College Republicans at Johns Hopkins University declared the economy, immigration and the sanctity of life as the three most important issues facing Americans today.
The organization highlighted progressive spending and the border policies of the Biden-Harris administration as particular concerns in an email to The News-Letter.
“After four years of reckless progressive spending, historic inflation, and the Democrats’ war on American energy, cost of living is up, wages have declined, home-ownership is down, and the American Dream has become out of reach for millions of Americans,” they wrote. “The reckless open-border policies of the Biden-Harris administration have unleashed the worst migrant crisis in our nation’s history, flooding our communities with crime, allowing dangerous terrorists onto our streets, and fueling the fentanyl epidemic hollowing out American families.”
The College Republicans also explained its opposition to the Democratic Party’s current abortion stance in an email to The News-Letter.
“The hard-fought precedent set by the Dobbs decision is under threat, as the Democratic presidential candidate has openly expressed willingness to bypass legal boundaries to reinstate Roe, while the Democratic Senate candidate has vowed to unconstitutionally pack the Supreme Court,” they wrote.
Both organizations voiced the need for more spaces to foster productive civic dialogue. Both groups also indicated that they believe their respective parties are doing a good job of appealing to young voters.
Partisan groups on campus are not the only organizations active in the lead up to election day. Hopkins Votes, a non-partisan initiative within the Center for Social Concern, aims to increase civic engagement on campus and help all Hopkins affiliates, including students, faculty and staff, engage in the democratic process.
Though Hopkins Votes is at work year-round regardless of whether it is an election year or not, presidential elections cultivate a new sense of energy in undergraduate students.
Rishi Wahi, the co-student director for Hopkins Votes, explained the effect of the presidential election on the students at Homewood in an interview with The News-Letter.
“Even when there’s not federal elections happening, there are elections occurring throughout the state and local level. It’s very much a struggle to try and get a culture of civic engagement [and] to get people interested,” he said. “This year? Much more engagement. There is much less convincing that we need to do.”
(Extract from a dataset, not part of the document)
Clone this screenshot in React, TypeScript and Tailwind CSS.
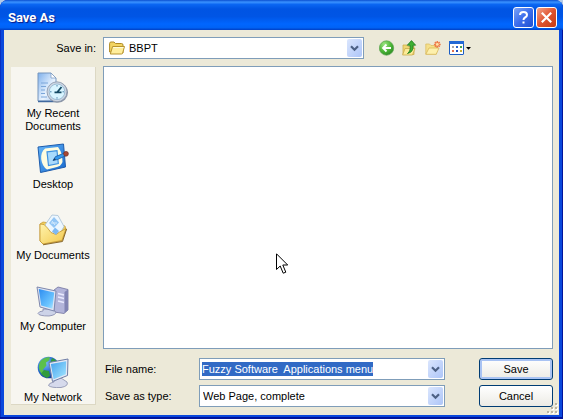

Common questions that students have voiced at Hopkins Votes tabling events include how to mail in absentee ballots or register to vote in Maryland. As a non-partisan group, Hopkins Votes does not encourage students to vote for any specific candidate, nor does it inform any individual political decisions, such as indicating in which state a student should cast their vote.
Olivia Lowry — a freshman from Pennsylvania — described her concerns with casting an absentee ballot in an interview with The News-Letter.
“I am actually going home to vote in person because of decertification attempts in my state in 2020,” she said.
In an interview with The News-Letter, Wahi emphasized Hopkins Votes’ focus on getting people to the polls rather than getting them to make a particular political decision.
“The Supreme Court clarified that college students are able to choose which community they feel more strongly connected with and register in either place,” he said. “Usually, people are trying to ask for the political inside ball of, ‘If I live in a swing state, should I register here or there?’ Hopkins Votes is not interested in that. We are interested in getting you registered and ready wherever you feel more connected to.”
Election Day programming by Hopkins Votes includes a March to the Polls event and an Election Day watch party in the Glass Pavilion from 7–11 p.m.
Hopkins Votes encourages Hopkins affiliates to use the Turbovote voting resource and to engage with the democratic process by becoming election judges.
In an interview with The News-Letter, Kaitlyn Jung — a senior majoring in Political Science — pointed out that despite the importance of the upcoming election, political engagement must be an ongoing endeavor.
“There are so many factors that make the way we elect candidates not entirely democratic. You vote one time in either four years or two years, but what kind of work are you doing outside of that singular day? I think that is very important but it is not discussed enough,” she said.